§ Available data

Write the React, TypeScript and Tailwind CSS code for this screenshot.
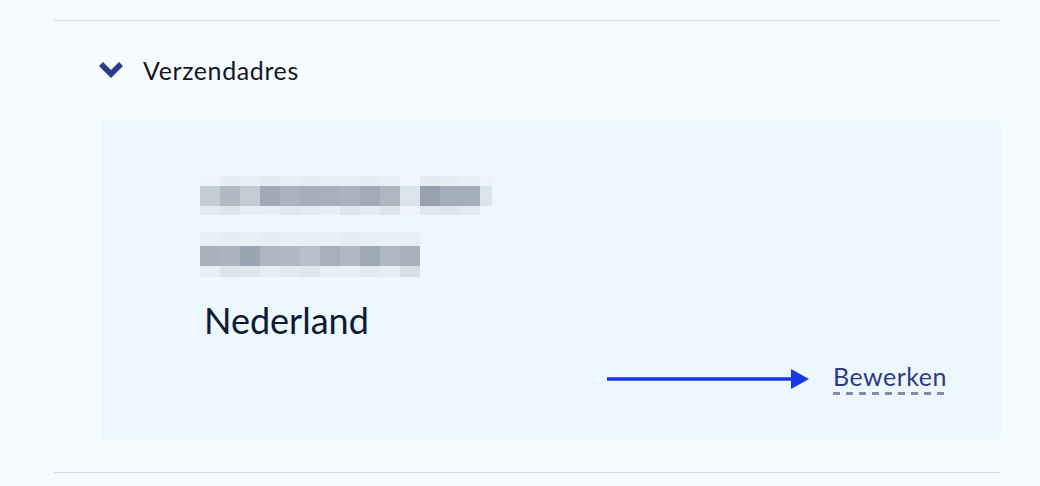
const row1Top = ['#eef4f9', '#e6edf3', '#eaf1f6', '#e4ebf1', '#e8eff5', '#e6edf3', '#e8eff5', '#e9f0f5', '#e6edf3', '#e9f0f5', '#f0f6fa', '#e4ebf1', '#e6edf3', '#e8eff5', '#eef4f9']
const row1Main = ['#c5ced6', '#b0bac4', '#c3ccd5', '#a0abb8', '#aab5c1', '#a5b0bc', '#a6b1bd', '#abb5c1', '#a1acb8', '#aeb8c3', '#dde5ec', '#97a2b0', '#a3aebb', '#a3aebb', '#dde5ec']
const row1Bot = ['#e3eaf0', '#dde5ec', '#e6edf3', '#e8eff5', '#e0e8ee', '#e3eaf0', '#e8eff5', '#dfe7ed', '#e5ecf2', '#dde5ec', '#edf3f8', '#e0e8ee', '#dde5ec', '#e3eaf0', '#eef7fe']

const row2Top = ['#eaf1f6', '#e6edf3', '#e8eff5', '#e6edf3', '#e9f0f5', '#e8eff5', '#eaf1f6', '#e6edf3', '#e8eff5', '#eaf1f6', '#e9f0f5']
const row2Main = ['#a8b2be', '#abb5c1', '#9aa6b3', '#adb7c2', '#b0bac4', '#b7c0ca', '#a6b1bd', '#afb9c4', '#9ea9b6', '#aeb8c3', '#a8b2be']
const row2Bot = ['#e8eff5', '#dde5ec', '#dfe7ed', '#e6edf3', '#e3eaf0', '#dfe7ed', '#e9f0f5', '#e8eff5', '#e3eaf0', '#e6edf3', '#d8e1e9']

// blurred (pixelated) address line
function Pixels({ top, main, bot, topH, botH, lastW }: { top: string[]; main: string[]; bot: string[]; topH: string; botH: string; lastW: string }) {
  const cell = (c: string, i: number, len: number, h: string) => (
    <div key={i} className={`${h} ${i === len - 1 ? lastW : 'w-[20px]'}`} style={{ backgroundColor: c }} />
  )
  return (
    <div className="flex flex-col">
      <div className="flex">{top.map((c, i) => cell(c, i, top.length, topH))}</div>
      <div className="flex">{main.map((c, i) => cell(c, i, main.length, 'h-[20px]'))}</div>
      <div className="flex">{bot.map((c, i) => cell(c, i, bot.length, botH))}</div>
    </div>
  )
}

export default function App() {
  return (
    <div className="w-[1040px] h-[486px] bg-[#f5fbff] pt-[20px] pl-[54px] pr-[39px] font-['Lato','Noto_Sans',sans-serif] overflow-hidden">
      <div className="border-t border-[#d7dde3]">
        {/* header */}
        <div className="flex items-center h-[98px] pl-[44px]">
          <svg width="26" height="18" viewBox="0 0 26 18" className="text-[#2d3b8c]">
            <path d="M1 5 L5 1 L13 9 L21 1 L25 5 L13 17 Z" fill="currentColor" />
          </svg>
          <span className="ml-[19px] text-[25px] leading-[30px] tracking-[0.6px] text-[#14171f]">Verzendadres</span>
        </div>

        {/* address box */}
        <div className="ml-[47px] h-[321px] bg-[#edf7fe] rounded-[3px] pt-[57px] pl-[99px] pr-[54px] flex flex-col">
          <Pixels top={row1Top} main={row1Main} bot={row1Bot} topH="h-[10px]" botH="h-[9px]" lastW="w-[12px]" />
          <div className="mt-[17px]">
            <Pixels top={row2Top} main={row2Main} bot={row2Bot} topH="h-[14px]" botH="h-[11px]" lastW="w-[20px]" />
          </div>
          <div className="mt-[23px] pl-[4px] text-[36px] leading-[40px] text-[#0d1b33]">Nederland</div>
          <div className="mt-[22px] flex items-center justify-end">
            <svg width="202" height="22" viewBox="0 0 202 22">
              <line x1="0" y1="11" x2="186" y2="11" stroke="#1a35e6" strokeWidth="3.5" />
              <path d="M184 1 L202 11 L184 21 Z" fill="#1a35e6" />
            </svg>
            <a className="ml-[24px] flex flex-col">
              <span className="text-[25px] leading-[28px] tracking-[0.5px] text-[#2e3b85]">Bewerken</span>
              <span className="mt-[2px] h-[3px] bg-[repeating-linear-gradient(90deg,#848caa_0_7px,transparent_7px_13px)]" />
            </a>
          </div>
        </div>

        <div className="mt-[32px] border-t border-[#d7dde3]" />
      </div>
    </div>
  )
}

§ Brief
With the pictures left out, transcribe the material exactly.

§ Task answer
Write the React, TypeScript and Tailwind CSS code for this screenshot.
const row1Top = ['#eef4f9', '#e6edf3', '#eaf1f6', '#e4ebf1', '#e8eff5', '#e6edf3', '#e8eff5', '#e9f0f5', '#e6edf3', '#e9f0f5', '#f0f6fa', '#e4ebf1', '#e6edf3', '#e8eff5', '#eef4f9']
const row1Main = ['#c5ced6', '#b0bac4', '#c3ccd5', '#a0abb8', '#aab5c1', '#a5b0bc', '#a6b1bd', '#abb5c1', '#a1acb8', '#aeb8c3', '#dde5ec', '#97a2b0', '#a3aebb', '#a3aebb', '#dde5ec']
const row1Bot = ['#e3eaf0', '#dde5ec', '#e6edf3', '#e8eff5', '#e0e8ee', '#e3eaf0', '#e8eff5', '#dfe7ed', '#e5ecf2', '#dde5ec', '#edf3f8', '#e0e8ee', '#dde5ec', '#e3eaf0', '#eef7fe']

const row2Top = ['#eaf1f6', '#e6edf3', '#e8eff5', '#e6edf3', '#e9f0f5', '#e8eff5', '#eaf1f6', '#e6edf3', '#e8eff5', '#eaf1f6', '#e9f0f5']
const row2Main = ['#a8b2be', '#abb5c1', '#9aa6b3', '#adb7c2', '#b0bac4', '#b7c0ca', '#a6b1bd', '#afb9c4', '#9ea9b6', '#aeb8c3', '#a8b2be']
const row2Bot = ['#e8eff5', '#dde5ec', '#dfe7ed', '#e6edf3', '#e3eaf0', '#dfe7ed', '#e9f0f5', '#e8eff5', '#e3eaf0', '#e6edf3', '#d8e1e9']

// blurred (pixelated) address line
function Pixels({ top, main, bot, topH, botH, lastW }: { top: string[]; main: string[]; bot: string[]; topH: string; botH: string; lastW: string }) {
  const cell = (c: string, i: number, len: number, h: string) => (
    <div key={i} className={`${h} ${i === len - 1 ? lastW : 'w-[20px]'}`} style={{ backgroundColor: c }} />
  )
  return (
    <div className="flex flex-col">
      <div className="flex">{top.map((c, i) => cell(c, i, top.length, topH))}</div>
      <div className="flex">{main.map((c, i) => cell(c, i, main.length, 'h-[20px]'))}</div>
      <div className="flex">{bot.map((c, i) => cell(c, i, bot.length, botH))}</div>
    </div>
  )
}

export default function App() {
  return (
    <div className="w-[1040px] h-[486px] bg-[#f5fbff] pt-[20px] pl-[54px] pr-[39px] font-['Lato','Noto_Sans',sans-serif] overflow-hidden">
      <div className="border-t border-[#d7dde3]">
        {/* header */}
        <div className="flex items-center h-[98px] pl-[44px]">
          <svg width="26" height="18" viewBox="0 0 26 18" className="text-[#2d3b8c]">
            <path d="M1 5 L5 1 L13 9 L21 1 L25 5 L13 17 Z" fill="currentColor" />
          </svg>
          <span className="ml-[19px] text-[25px] leading-[30px] tracking-[0.6px] text-[#14171f]">Verzendadres</span>
        </div>

        {/* address box */}
        <div className="ml-[47px] h-[321px] bg-[#edf7fe] rounded-[3px] pt-[57px] pl-[99px] pr-[54px] flex flex-col">
          <Pixels top={row1Top} main={row1Main} bot={row1Bot} topH="h-[10px]" botH="h-[9px]" lastW="w-[12px]" />
          <div className="mt-[17px]">
            <Pixels top={row2Top} main={row2Main} bot={row2Bot} topH="h-[14px]" botH="h-[11px]" lastW="w-[20px]" />
          </div>
          <div className="mt-[23px] pl-[4px] text-[36px] leading-[40px] text-[#0d1b33]">Nederland</div>
          <div className="mt-[22px] flex items-center justify-end">
            <svg width="202" height="22" viewBox="0 0 202 22">
              <line x1="0" y1="11" x2="186" y2="11" stroke="#1a35e6" strokeWidth="3.5" />
              <path d="M184 1 L202 11 L184 21 Z" fill="#1a35e6" />
            </svg>
            <a className="ml-[24px] flex flex-col">
              <span className="text-[25px] leading-[28px] tracking-[0.5px] text-[#2e3b85]">Bewerken</span>
              <span className="mt-[2px] h-[3px] bg-[repeating-linear-gradient(90deg,#848caa_0_7px,transparent_7px_13px)]" />
            </a>
          </div>
        </div>

        <div className="mt-[32px] border-t border-[#d7dde3]" />
      </div>
    </div>
  )
}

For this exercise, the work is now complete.